# Dolly volt drop



## Xhale (2/8/15)

My reo clone recently had a shave, enabling me to fit 22mm attys (so it is more like a re grand LP now).
It also means I can fit my volt drop meter. But I didnt have to. I could taste that my 22mm attys werent performing (built at 0.5 and 0.35ohms currently). Just felt a bit flat and pap.

**note** this wasnt really an issue with a chalice built at closer to 1ohms...I only noticed it when going lower.

Investigating hat firmly on (multimeter in hand) and the problem was easy to spot once I had burnt my finger on the damn negative spring. It was so hot it was acting like another coil. 
**more investigating*** maybe crap coating, sandpaper out, sanded, rechecked, nope, still rubbish.

Went to the reosmods site and stuck two spring in my shopping cart, a pruple button cover and a small vial of noaloax, $16 in total..no problem.

Shipping, an additional $23...ok kak idea.

Into the box of imagination we go and I pulled out some 0.4mm ni200, quad twisted it, wrapped it around the top of the spring and the bottom of the spring.

Bob, meet Mary your uncle, because now it kicks like a mule and the spring isnt heating up.

Moral of the story: the spring is kak and adds resistance..once your atty resistance goes low it makes a bigger difference and starts sapping away battery power.

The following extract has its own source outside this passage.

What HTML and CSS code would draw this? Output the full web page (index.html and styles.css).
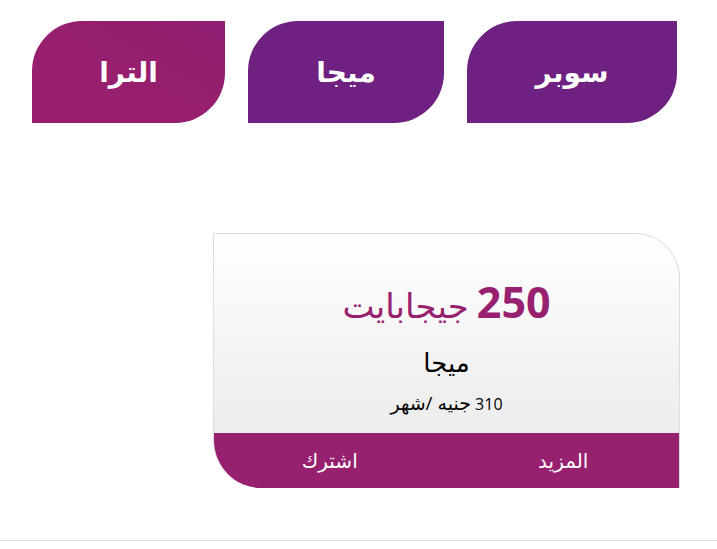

If anybody is interested, my multimeter leads measure 0.17ohm by themselves. Measuring the spring from top of spring to bottom of screw on the reo clone was 0.24ohm, so an additional 0.07ohm at no load.

The kui measured a remarkable 0.19ohm from top of spring to delrin screw (spring+body resistance)...so only 0.02ohm added.

The modified reo clone spring now measures 0.2ohm from top of spring to delrin screw (spring+body resistance)...so a bit worse than the kui but not enough to notice when vaping.

Happy days!

Reactions: Like 3 | Informative 2


----------



## johan (2/8/15)

@Xhale get yourself a 20A car fuse (plastic type with 2 spade lugs), bend the one lug over the plastic top-side and the other lug over the plastic bottom-side. Remove the negative spring and any paint / coating. Slide the modified car fuse as to have the one lug making electrical contact with the enclosure and the other lug making contact with the battery's negative side (its a nice snug fit). For me personally it provides protection as well as minimal voltage drop (less voltage drop than the gold plated spring).

10A good enough for me



photo from ECF​

Reactions: Like 1 | Winner 3 | Informative 2 | Creative 2


----------



## kev mac (3/8/15)

G


johan said:


> @Xhale get yourself a 20A car fuse (plastic type with 2 spade lugs), bend the one lug over the plastic top-side and the other lug over the plastic bottom-side. Remove the negative spring and any paint / coating. Slide the modified car fuse as to have the one lug making electrical contact with the enclosure and the other lug making contact with the battery's negative side (its a nice snug fit). For me personally it provides protection as well as minimal voltage drop (less voltage drop than the gold plated spring).
> 
> 10A good enough for me
> 
> ...


Great idea @johan


----------



## Xhale (3/8/15)

yes..that is proper clever.


----------



## Xhale (3/8/15)

did @johan 's mod today...10a car fuse, sanded the inner coating away, bent nicely, top tip, highly recommended.

Tip #2: a second car fuse (spare) bent in the same way fits perfectly into the space near the top of the bottle between the battery.
So if you blow a fuse while out, reo has a spare for you to use.

Reactions: Like 1 | Winner 1


----------